Scalable Estimation of Dirichlet Process Mixture Models on Distributed Data
Authors: Ruohui Wang, Dahua Lin
IJCAI 2017 | Conference PDF | Archive PDF | Plain Text | LLM Run Details
| Reproducibility Variable | Result | LLM Response |
|---|---|---|
| Research Type | Experimental | Experiments on large real-world data sets show that the proposed method can achieve high scalability in distributed and asynchronous environments without compromising the mixing performance. |
| Researcher Affiliation | Academia | Ruohui Wang Department of Information Engineering, The Chinese University of Hong Kong wr013@ie.cuhk.edu.hk Dahua Lin Department of Information Engineering, The Chinese University of Hong Kong dhlin@ie.cuhk.edu.hk |
| Pseudocode | Yes | Algorithm 1 Progressive Consolidation and Algorithm 2 Restricted Consolidation |
| Open Source Code | No | The paper does not provide any statement about releasing source code, nor does it include links to a code repository. |
| Open Datasets | Yes | The Image Net dataset is constructed from the training set of ILSVRC [Russakovsky et al., 2015]... For the New York Time (NYT) Corpus [Sandhaus, 2008]... |
| Dataset Splits | No | The paper does not provide specific details on training, validation, and test splits (e.g., percentages or counts).

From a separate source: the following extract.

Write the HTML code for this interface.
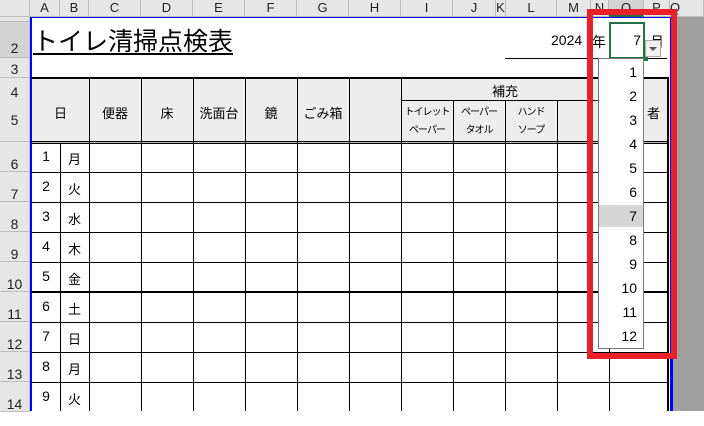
<!DOCTYPE html>
<html><head><meta charset="utf-8"><style>
*{margin:0;padding:0;box-sizing:border-box}
body{width:704px;height:411px;overflow:hidden;background:#fff;position:relative;font-family:"Liberation Sans","Noto Sans CJK JP",sans-serif;color:#000}
.a{position:absolute}
.ch{position:absolute;top:0;height:17px;background:#e6e6e6;border-right:1px solid #bdbdbd;border-bottom:1px solid #bdbdbd;font-size:13px;text-align:center;line-height:16px;color:#222}
.rh{position:absolute;left:0;width:30px;background:#e6e6e6;border-bottom:1px solid #bdbdbd;border-right:1px solid #bdbdbd;font-size:14px;text-align:center;color:#222}
.v{position:absolute;width:1px;background:#000}
.h{position:absolute;height:1px;background:#000}
.t{position:absolute;font-size:13px;text-align:center}
.sm{font-size:10px;line-height:18px;white-space:nowrap;letter-spacing:-1px}
.dd{position:absolute;right:6px;font-size:14px}
</style></head><body>
<div class="ch" style="left:0;width:30px"></div>
<div class="ch" style="left:30px;width:30px">A</div>
<div class="ch" style="left:60px;width:29px">B</div>
<div class="ch" style="left:89px;width:52px">C</div>
<div class="ch" style="left:141px;width:52px">D</div>
<div class="ch" style="left:193px;width:52px">E</div>
<div class="ch" style="left:245px;width:52px">F</div>
<div class="ch" style="left:297px;width:52px">G</div>
<div class="ch" style="left:349px;width:52px">H</div>
<div class="ch" style="left:401px;width:52px">I</div>
<div class="ch" style="left:453px;width:43px">J</div>
<div class="ch" style="left:496px;width:10px">K</div>
<div class="ch" style="left:506px;width:51px">L</div>
<div class="ch" style="left:557px;width:34px">M</div>
<div class="ch" style="left:591px;width:18px">N</div>
<div class="ch" style="left:609px;width:35px;background:#d2d2d2;border-bottom:2px solid #217346">O</div>
<div class="ch" style="left:644px;width:26px">P</div>
<div class="ch" style="left:670px;width:34px;text-align:left">Q</div>
<div class="a" style="left:673px;top:17px;width:31px;height:394px;background:#a0a0a0"></div>
<div class="a" style="left:0;top:17px;width:2px;height:394px;background:#217346"></div>
<div class="rh" style="top:17px;height:5px"></div>
<div class="rh" style="top:22px;height:36px;background:#d2d2d2;line-height:52px">2</div>
<div class="rh" style="top:58px;height:20px;line-height:22px">3</div>
<div class="rh" style="top:78px;height:64px;line-height:28px">4<br>5</div>
<div class="rh" style="top:142px;height:30px;line-height:44px">6</div>
<div class="rh" style="top:172px;height:30px;line-height:44px">7</div>
<div class="rh" style="top:202px;height:30px;line-height:44px">8</div>
<div class="rh" style="top:232px;height:30px;line-height:44px">9</div>
<div class="rh" style="top:262px;height:30px;line-height:44px">10</div>
<div class="rh" style="top:292px;height:30px;line-height:44px">11</div>
<div class="rh" style="top:322px;height:30px;line-height:44px">12</div>
<div class="rh" style="top:352px;height:30px;line-height:44px">13</div>
<div class="rh" style="top:382px;height:30px;line-height:44px">14</div>
<div class="a" style="left:30px;top:17px;width:2px;height:394px;background:#00f"></div>
<div class="a" style="left:30px;top:17px;width:642px;height:1px;background:#00f"></div>
<div class="a" style="left:670px;top:17px;width:3px;height:394px;background:#00f"></div>
<div class="a" style="left:33px;top:24px;font-size:25px;text-decoration:underline;text-underline-offset:3px;line-height:36px">トイレ清掃点検表</div>
<div class="a" style="left:551px;top:32px;font-size:14px">2024</div>
<div class="a" style="left:592px;top:32px;font-size:14px">年</div>
<div class="h" style="left:505px;top:58px;width:162px"></div>
<div class="a" style="left:32px;top:79px;width:635px;height:63px;background:#ededed"></div>
<div class="a" style="left:32px;top:77px;width:637px;height:2px;background:#000"></div>
<div class="a" style="left:32px;top:141px;width:637px;height:3px;border-top:1px solid #000;border-bottom:1px solid #000;background:#bbb"></div>
<div class="a" style="left:667px;top:77px;width:2px;height:334px;background:#000"></div>
<div class="v" style="left:89px;top:79px;height:332px"></div>
<div class="v" style="left:60px;top:144px;height:267px"></div>
<div class="v" style="left:141px;top:79px;height:332px"></div>
<div class="v" style="left:193px;top:79px;height:332px"></div>
<div class="v" style="left:245px;top:79px;height:332px"></div>
<div class="v" style="left:297px;top:79px;height:332px"></div>
<div class="v" style="left:349px;top:79px;height:332px"></div>
<div class="v" style="left:401px;top:79px;height:332px"></div>
<div class="v" style="left:453px;top:100px;height:311px"></div>
<div class="v" style="left:505px;top:100px;height:311px"></div>
<div class="v" style="left:557px;top:100px;height:311px"></div>
<div class="v" style="left:609px;top:79px;height:332px"></div>
<div class="h" style="left:401px;top:100px;width:208px"></div>
<div class="t" style="left:32px;top:103px;width:57px">日</div>
<div class="t" style="left:89px;top:103px;width:52px">便器</div>
<div class="t" style="left:141px;top:103px;width:52px">床</div>
<div class="t" style="left:193px;top:103px;width:52px">洗面台</div>
<div class="t" style="left:245px;top:103px;width:52px">鏡</div>
<div class="t" style="left:297px;top:103px;width:52px">ごみ箱</div>
<div class="t" style="left:401px;top:81px;width:208px">補充</div>
<div class="t sm" style="left:401px;top:104px;width:52px">トイレット<br>ペーパー</div>
<div class="t sm" style="left:453px;top:104px;width:52px">ペーパー<br>タオル</div>
<div class="t sm" style="left:505px;top:104px;width:52px">ハンド<br>ソープ</div>
<div class="t" style="left:640px;top:103px;width:27px">者</div>
<div class="h" style="left:32px;top:172px;width:635px"></div>
<div class="h" style="left:32px;top:202px;width:635px"></div>
<div class="h" style="left:32px;top:232px;width:635px"></div>
<div class="h" style="left:32px;top:262px;width:635px"></div>
<div class="a" style="left:32px;top:291px;width:635px;height:2px;background:#000"></div>
<div class="h" style="left:32px;top:322px;width:635px"></div>
<div class="h" style="left:32px;top:352px;width:635px"></div>
<div class="h" style="left:32px;top:382px;width:635px"></div>
<div class="t" style="left:32px;top:148px;width:28px;font-size:14px">1</div><div class="t" style="left:60px;top:149px;width:29px">月</div>
<div class="t" style="left:32px;top:178px;width:28px;font-size:14px">2</div><div class="t" style="left:60px;top:179px;width:29px">火</div>
<div class="t" style="left:32px;top:208px;width:28px;font-size:14px">3</div><div class="t" style="left:60px;top:209px;width:29px">水</div>
<div class="t" style="left:32px;top:238px;width:28px;font-size:14px">4</div><div class="t" style="left:60px;top:239px;width:29px">木</div>
<div class="t" style="left:32px;top:268px;width:28px;font-size:14px">5</div><div class="t" style="left:60px;top:269px;width:29px">金</div>
<div class="t" style="left:32px;top:298px;width:28px;font-size:14px">6</div><div class="t" style="left:60px;top:299px;width:29px">土</div>
<div class="t" style="left:32px;top:328px;width:28px;font-size:14px">7</div><div class="t" style="left:60px;top:329px;width:29px">日</div>
<div class="t" style="left:32px;top:358px;width:28px;font-size:14px">8</div><div class="t" style="left:60px;top:359px;width:29px">月</div>
<div class="t" style="left:32px;top:388px;width:28px;font-size:14px">9</div><div class="t" style="left:60px;top:389px;width:29px">火</div>
<div class="a" style="left:609px;top:22px;width:36px;height:37px;border:2px solid #217346;background:#fff"></div>
<div class="a" style="left:609px;top:32px;width:32px;text-align:right;font-size:14px">7</div>
<div class="a" style="left:650px;top:32px;font-size:14px">月</div>
<div class="a" style="left:643px;top:56px;width:5px;height:5px;background:#217346"></div>
<div class="a" style="left:645px;top:40px;width:16px;height:17px;background:#f0f0f0;border:1px solid #aaa"></div>
<div class="a" style="left:649px;top:47px;width:0;height:0;border-left:4px solid transparent;border-right:4px solid transparent;border-top:4px solid #555"></div>
<div class="a" style="left:598px;top:58px;width:46px;height:291px;background:#fff;border:1px solid #777">
<div style="position:relative;font-size:14px">
<div class="dd" style="top:5px">1</div><div class="dd" style="top:29px">2</div><div class="dd" style="top:53px">3</div><div class="dd" style="top:77px">4</div><div class="dd" style="top:101px">5</div><div class="dd" style="top:125px">6</div>
<div style="position:absolute;left:0;top:146px;width:44px;height:22px;background:#d6d6d6"></div>
<div class="dd" style="top:149px">7</div><div class="dd" style="top:173px">8</div><div class="dd" style="top:197px">9</div><div class="dd" style="top:221px">10</div><div class="dd" style="top:245px">11</div><div class="dd" style="top:269px">12</div>
</div></div>
<div class="a" style="left:587px;top:9px;width:90px;height:350px;border:6px solid #e8202a"></div>
</body></html>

It mentions using the 'training set' for ImageNet and 'provided groundtruths' for evaluation but lacks explicit split information. |
| Hardware Specification | No | We conducted the experiments using up to 30 workers on multiple physical servers. They can communicate with each other via Gigabit Ethernet or TCP loop-back interfaces. |
| Software Dependencies | No | The paper describes various algorithms and methods but does not provide specific software dependencies with version numbers (e.g., Python 3.x, PyTorch 1.x, scikit-learn X.Y). |
| Experiment Setup | Yes | We formulate a Gaussian mixture to describe the feature samples, where the covariance of each Gaussian components is fixed to σ2I with σ = 8. We use N(0, σ2 0I) as the prior distribution over the mean parameters of these components, where σ0 = 8. For the New York Time (NYT) Corpus [Sandhaus, 2008], we construct a vocabulary with 9866 distinct words, and derive a bag-of-word representation for each article. Removing those with less than 20 words, we obtain a data set with about 1.7M articles. We use a mixture of multinomial distribution to describe the NYT corpus. The prior here is a symmetric Dirichlet distribution with hyperparameter γ = 1. |